Copy each line below that includes "with".

_GIVEN MATERIAL_:
----------------------------------------

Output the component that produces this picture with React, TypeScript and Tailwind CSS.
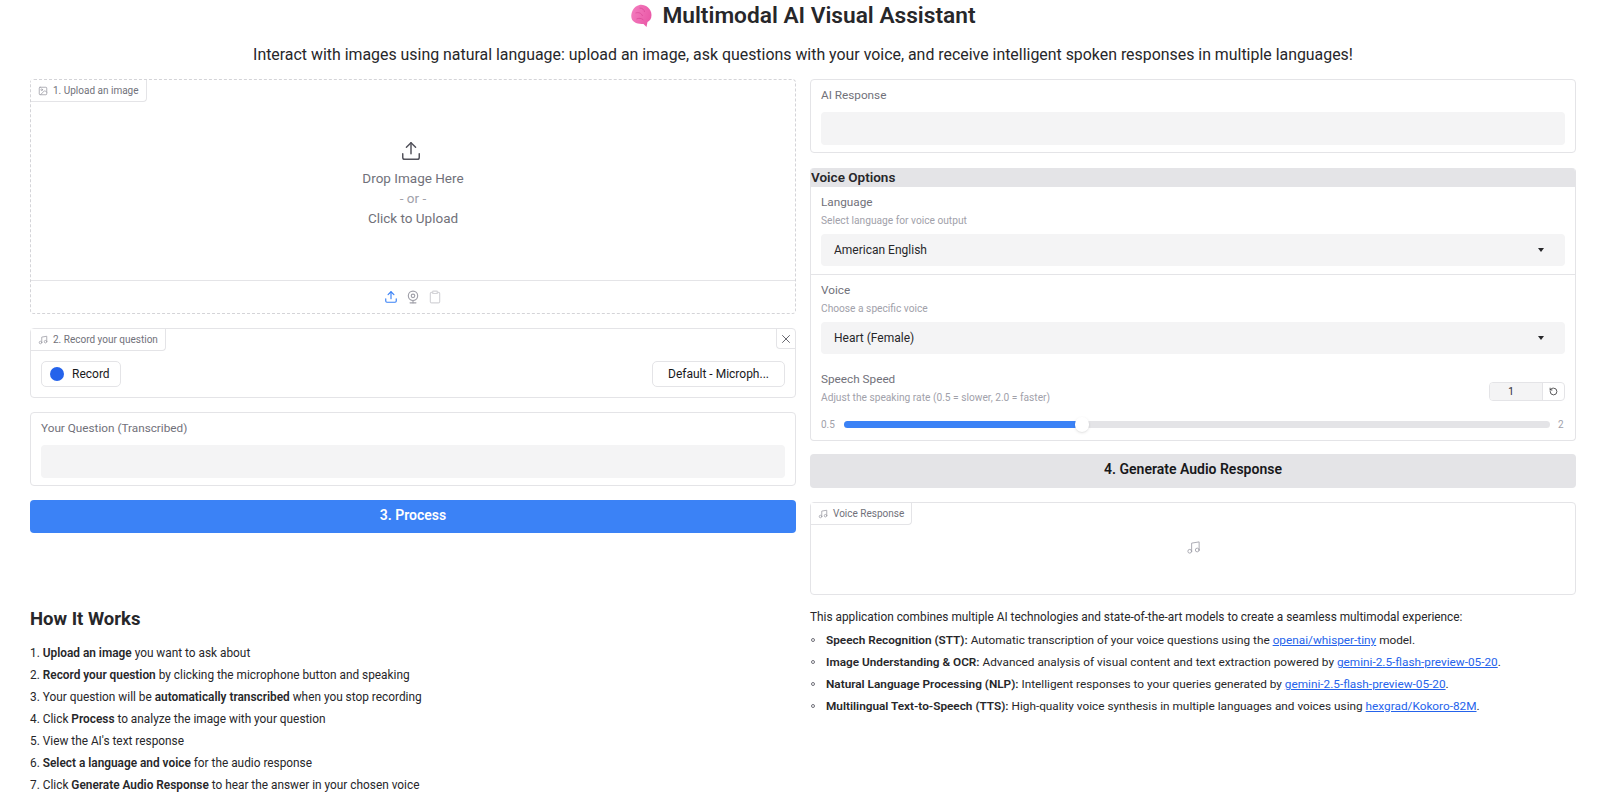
import { Clipboard, Image, Music, RotateCcw, Upload, Webcam, X } from "lucide-react";
import type { ReactNode } from "react";

function BlockLabel({ icon, text }: { icon: ReactNode; text: string }) {
  return (
    <div className="flex h-[22px] w-fit items-center gap-[5px] rounded-br-[4px] border-r border-b border-[#e4e4e7] bg-white pr-[7px] pl-[7px] text-[10px] text-[#71717a]">
      {icon}
      <span>{text}</span>
    </div>
  );
}

function TextBox({ label }: { label: string }) {
  return (
    <div className="rounded-[4px] border border-[#e4e4e7] bg-white px-[10px] pt-[7px] pb-[7px]">
      <div className="h-[17px] text-[11.75px] leading-[17px] text-[#71717a]">{label}</div>
      <div className="mt-[8px] h-[33px] rounded-[4px] bg-[#f4f4f5]" />
    </div>
  );
}

function Dropdown({ label, info, value }: { label: string; info: string; value: string }) {
  return (
    <div>
      <div className="h-[17px] text-[11.75px] leading-[17px] text-[#71717a]">{label}</div>
      <div className="mt-[2px] h-[16px] text-[10.2px] leading-[16px] text-[#a1a1aa]">{info}</div>
      <div className="mt-[5px] flex h-[32px] items-center justify-between rounded-[4px] bg-[#f4f4f5] pr-[21px] pl-[13px] text-[12px] text-[#27272a]">
        <span>{value}</span>
        <span className="h-0 w-0 border-x-[3.5px] border-t-[4px] border-x-transparent border-t-[#27272a]" />
      </div>
    </div>
  );
}

const steps: ReactNode[] = [
  <><b className="font-semibold">Upload an image</b> you want to ask about</>,
  <><b className="font-semibold">Record your question</b> by clicking the microphone button and speaking</>,
  <>Your question will be <b className="font-semibold">automatically transcribed</b> when you stop recording</>,
  <>Click <b className="font-semibold">Process</b> to analyze the image with your question</>,
  <>View the AI's text response</>,
  <><b className="font-semibold">Select a language and voice</b> for the audio response</>,
  <>Click <b className="font-semibold">Generate Audio Response</b> to hear the answer in your chosen voice</>,
];

function ModelLink({ children }: { children: ReactNode }) {
  return <a href="#" className="text-[#2563eb] underline">{children}</a>;
}

const features: ReactNode[] = [
  <><b className="font-semibold">Speech Recognition (STT):</b> Automatic transcription of your voice questions using the <ModelLink>openai/whisper-tiny</ModelLink> model.</>,
  <><b className="font-semibold">Image Understanding &amp; OCR:</b> Advanced analysis of visual content and text extraction powered by <ModelLink>gemini-2.5-flash-preview-05-20</ModelLink>.</>,
  <><b className="font-semibold">Natural Language Processing (NLP):</b> Intelligent responses to your queries generated by <ModelLink>gemini-2.5-flash-preview-05-20</ModelLink>.</>,
  <><b className="font-semibold">Multilingual Text-to-Speech (TTS):</b> High-quality voice synthesis in multiple languages and voices using <ModelLink>hexgrad/Kokoro-82M</ModelLink>.</>,
];

export default function App() {
  return (
    <div className="h-[801px] w-[1613px] overflow-hidden bg-white pr-[37px] pl-[30px] font-['Roboto',sans-serif] text-[#27272a]">
      <h1 className="flex h-[30px] items-center justify-center gap-[9px] pt-[2px] text-[22.7px] font-semibold">
        <svg width="23" height="24" viewBox="0 0 22 24">
          <defs>
            <linearGradient id="brain" x1="0" y1="0" x2="1" y2="0.4">
              <stop offset="0" stopColor="#f47fc0" />
              <stop offset="1" stopColor="#ea5aa8" />
            </linearGradient>
          </defs>
          <path d="M9 1c5-1 12 3 12 10 0 4-2 6-4 7l-1 5-3-3c-5 0-11-1-12-6C0 9 3 2 9 1z" fill="url(#brain)" />
          <path d="M9 4c3 0 5 2 5 4M5 9c3-1 6 0 7 3M6 15c2-1 5-1 7 1" fill="none" stroke="#db4a98" strokeWidth="0.8" />
        </svg>
        Multimodal AI Visual Assistant
      </h1>
      <p className="mt-[13px] h-[24px] text-center text-[15.9px] leading-[24px]">
        Interact with images using natural language: upload an image, ask questions with your voice, and receive intelligent spoken responses in multiple languages!
      </p>

      <div className="mt-[12px] grid grid-cols-2 gap-[14px]">
        <div>
          <div className="flex h-[235px] flex-col rounded-[4px] border border-dashed border-[#d4d4d8]">
            <BlockLabel icon={<Image size={10} className="text-[#a1a1aa]" />} text="1. Upload an image" />
            <div className="flex flex-1 flex-col items-center pt-[38px] text-[13.5px] text-[#71717a]">
              <Upload size={22} strokeWidth={1.6} className="mr-[4px] text-[#52525b]" />
              <div className="mt-[6px] leading-[20px]">Drop Image Here</div>
              <div className="leading-[20px] text-[#a1a1aa]">- or -</div>
              <div className="leading-[20px]">Click to Upload</div>
            </div>
            <div className="flex h-[33px] items-center justify-center gap-[8px] border-t border-[#e4e4e7]">
              <Upload size={14} className="text-[#3b82f6]" />
              <Webcam size={14} className="text-[#a1a1aa]" />
              <Clipboard size={14} className="text-[#d4d4d8]" />
            </div>
          </div>

          <div className="mt-[14px] h-[70px] rounded-[4px] border border-[#e4e4e7]">
            <div className="flex items-start justify-between">
              <BlockLabel icon={<Music size={10} className="text-[#a1a1aa]" />} text="2. Record your question" />
              <div className="flex h-[20px] w-[19px] items-center justify-center rounded-bl-[4px] border-b border-l border-[#e4e4e7]">
                <X size={14} strokeWidth={1.5} className="text-[#52525b]" />
              </div>
            </div>
            <div className="mt-[10px] flex items-center justify-between px-[10px]">
              <div className="flex h-[26px] w-[80px] items-center gap-[8px] rounded-[5px] border border-[#e4e4e7] pl-[8px] text-[12px] text-[#18181b]">
                <span className="h-[14px] w-[14px] rounded-full bg-[#2563eb]" />
                Record
              </div>
              <div className="flex h-[26px] w-[133px] items-center justify-center rounded-[5px] border border-[#e4e4e7] text-[12px] text-[#18181b]">
                Default - Microph...
              </div>
            </div>
          </div>

          <div className="mt-[14px]">
            <TextBox label="Your Question (Transcribed)" />
          </div>

          <button className="mt-[14px] block h-[33px] w-full rounded-[4px] bg-[#3b82f6] pb-[2px] text-[14px] font-semibold text-white">
            3. Process
          </button>

          <h2 className="mt-[74px] h-[24px] text-[18.5px] leading-[24px] font-bold">How It Works</h2>
          <ol className="mt-[11px] text-[11.85px]">
            {steps.map((step, i) => (
              <li key={i} className="h-[22px] leading-[22px]">{i + 1}. {step}</li>
            ))}
          </ol>
        </div>

        <div>
          <TextBox label="AI Response" />

          <div className="mt-[15px] h-[273px] overflow-hidden rounded-[4px] border-x border-b border-[#e4e4e7]">
            <div className="h-[19px] bg-[#e4e4e7] text-[13.5px] leading-[19px] font-semibold">Voice Options</div>
            <div className="h-[88px] border-b border-[#e4e4e7] px-[10px] pt-[7px]">
              <Dropdown label="Language" info="Select language for voice output" value="American English" />
            </div>
            <div className="px-[10px] pt-[7px]">
              <Dropdown label="Voice" info="Choose a specific voice" value="Heart (Female)" />
              <div className="mt-[17px] flex items-start justify-between">
                <div>
                  <div className="h-[17px] text-[11.75px] leading-[17px] text-[#71717a]">Speech Speed</div>
                  <div className="mt-[2px] h-[16px] text-[10.2px] leading-[16px] text-[#a1a1aa]">Adjust the speaking rate (0.5 = slower, 2.0 = faster)</div>
                </div>
                <div className="mt-[11px] flex h-[19px] w-[76px] overflow-hidden rounded-[4px] border border-[#e4e4e7] text-[10px]">
                  <div className="flex flex-1 items-center justify-center bg-[#f4f4f5] pr-[10px]">1</div>
                  <div className="flex w-[22px] items-center justify-center border-l border-[#e4e4e7]">
                    <RotateCcw size={9} />
                  </div>
                </div>
              </div>
              <div className="mt-[11px] flex h-[15px] items-center gap-[8px] text-[10px] text-[#a1a1aa]">
                <span className="w-[15px]">0.5</span>
                <div className="relative h-[7px] flex-1 rounded-full bg-[#e4e4e7]">
                  <div className="h-full w-[33.4%] rounded-full bg-[#3b82f6]" />
                  <div className="absolute top-[-4px] left-[32.7%] h-[15px] w-[14px] rounded-full bg-white shadow" />
                </div>
                <span className="w-[7px]">2</span>
              </div>
            </div>
          </div>

          <button className="mt-[13px] block h-[34px] w-full rounded-[4px] bg-[#e4e4e7] pb-[3px] text-[14px] font-semibold text-[#18181b]">
            4. Generate Audio Response
          </button>

          <div className="mt-[14px] h-[93px] rounded-[4px] border border-[#e4e4e7]">
            <BlockLabel icon={<Music size={10} className="text-[#a1a1aa]" />} text="Voice Response" />
            <div className="flex justify-center pt-[15px]">
              <Music size={15} strokeWidth={1.4} className="text-[#a1a1aa]" />
            </div>
          </div>

          <p className="mt-[13px] h-[18px] text-[11.85px] leading-[18px]">
            This application combines multiple AI technologies and state-of-the-art models to create a seamless multimodal experience:
          </p>
          <ul className="mt-[3px] text-[11.8px]">
            {features.map((feature, i) => (
              <li key={i} className="flex h-[22px] items-center leading-[22px]">
                <span className="mr-[11px] ml-[1px] h-[4px] w-[4px] rounded-full border border-[#71717a]" />
                <span>{feature}</span>
              </li>
            ))}
          </ul>
        </div>
      </div>
    </div>
  );
}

----------------------------------------

_ANSWER TO THE EXERCISE_:
Output the component that produces this picture with React, TypeScript and Tailwind CSS.
  <>Click <b className="font-semibold">Process</b> to analyze the image with your question</>,
        Interact with images using natural language: upload an image, ask questions with your voice, and receive intelligent spoken responses in multiple languages!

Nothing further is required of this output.